Dundalk doctor has a flair for distilling good business ideas


An entrepreneur from an early age, thanks to the cross-Border butter market, the Alltech president has moved on to greater things, writes Donal Nugent.

You know you are on US time when your interviewee suggests meeting at 7 a.m. and you agree.

The hotel lobby in Phoenix, Arizona, is buzzing as if it was noon and my interviewee is fitting me in between a visit to the gym and a business trip on his private jet.

Not that Pearse Lyons has a rushed air about him. An Irish man who has built a $200 million (€173.8 million) biotechnology company from scratch in just over two decades, our conversation is as affable as if we were chatting over an afternoon pint in his native Dundalk, Co Louth.

"The town", in fact, figures prominently in Dr Lyons's assessment of himself. There was, at home, a mother who brooked no opposition to her children's advancement.

And there was, from the town's location, insight into the wider world. Sent across the Border to buy butter in the North, the young Pearse quickly saw the opportunity to make pocket money by supplying the neighbours.

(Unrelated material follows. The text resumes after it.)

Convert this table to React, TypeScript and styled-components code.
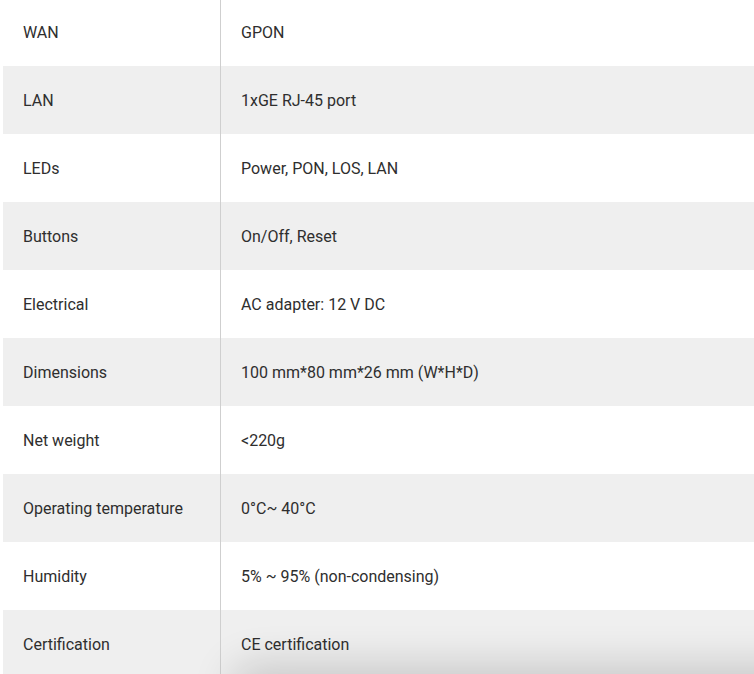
import React from "react";
import styled, { createGlobalStyle } from "styled-components";

const Global = createGlobalStyle`
  html, body { margin: 0; padding: 0; background: #fff; overflow: hidden; }
  body { font-family: Roboto, "Noto Sans", Arial, sans-serif; }
`;

const Page = styled.div`
  position: relative;
  width: 754px;
  height: 674px;
  overflow: hidden;
  padding-left: 3px;
  box-sizing: border-box;
`;

const Table = styled.div`
  margin-top: -2px;
  display: flex;
  flex-direction: column;
`;

const Row = styled.div<{ $alt: boolean }>`
  display: grid;
  grid-template-columns: 218px 1fr;
  height: 68px;
  background: ${(p) => (p.$alt ? "#efefef" : "#ffffff")};
`;

const Cell = styled.div<{ $label?: boolean }>`
  display: flex;
  align-items: center;
  padding-left: 20px;
  font-size: 16px;
  color: #2e2e2e;
  border-right: ${(p) => (p.$label ? "1px solid #cfcfcf" : "none")};
  white-space: nowrap;
`;

const BottomShadow = styled.div`
  position: absolute;
  left: 240px;
  right: -60px;
  bottom: -30px;
  height: 30px;
  box-shadow: 0 0 40px 10px rgba(0, 0, 0, 0.16);
  border-radius: 40px;
  pointer-events: none;
`;

const rows: [string, string][] = [
  ["WAN", "GPON"],
  ["LAN", "1xGE RJ-45 port"],
  ["LEDs", "Power, PON, LOS, LAN"],
  ["Buttons", "On/Off, Reset"],
  ["Electrical", "AC adapter: 12 V DC"],
  ["Dimensions", "100 mm*80 mm*26 mm (W*H*D)"],
  ["Net weight", "<220g"],
  ["Operating temperature", "0°C~ 40°C"],
  ["Humidity", "5% ~ 95% (non-condensing)"],
  ["Certification", "CE certification"],
];

export default function App() {
  return (
    <>
      <Global />
      <Page>
        <Table>
          {rows.map(([k, v], i) => (
            <Row key={k} $alt={i % 2 === 1}>
              <Cell $label>{k}</Cell>
              <Cell>{v}</Cell>
            </Row>
          ))}
        </Table>
        <BottomShadow />
      </Page>
    </>
  );
}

"That sort of entrepreneurial spirit was engendered in people in Dundalk," he says.

With a family history in coopering, and the Harp brewery nearby, brewing seemed a good choice of career.

After graduating from UCD in 1967, he did something no one in Irish brewing had done before - he took it seriously, pursuing a master's in the School of Brewing in Birmingham and following it with a PhD.

"Nobody, believe it or not, had ever done a degree in brewing in Ireland before, Guinness included. It was unheard of," he recalls.

The new doctor quickly found a job in a gleaming facility, the Irish Distillers plant just opened in Midleton, Co Cork.

Four years later, he got his first taste of American business when he was headhunted by an ingredients supplier.

He found he had a talent for solving technical problems and turning those solutions into profitable new products.

By 1980, he was out on his own. Alltech, of which he is now president, was set up with the modest seed capital of his $10,000 in savings, and the oil crisis had created unexpected and fertile opportunities for a distilling expert.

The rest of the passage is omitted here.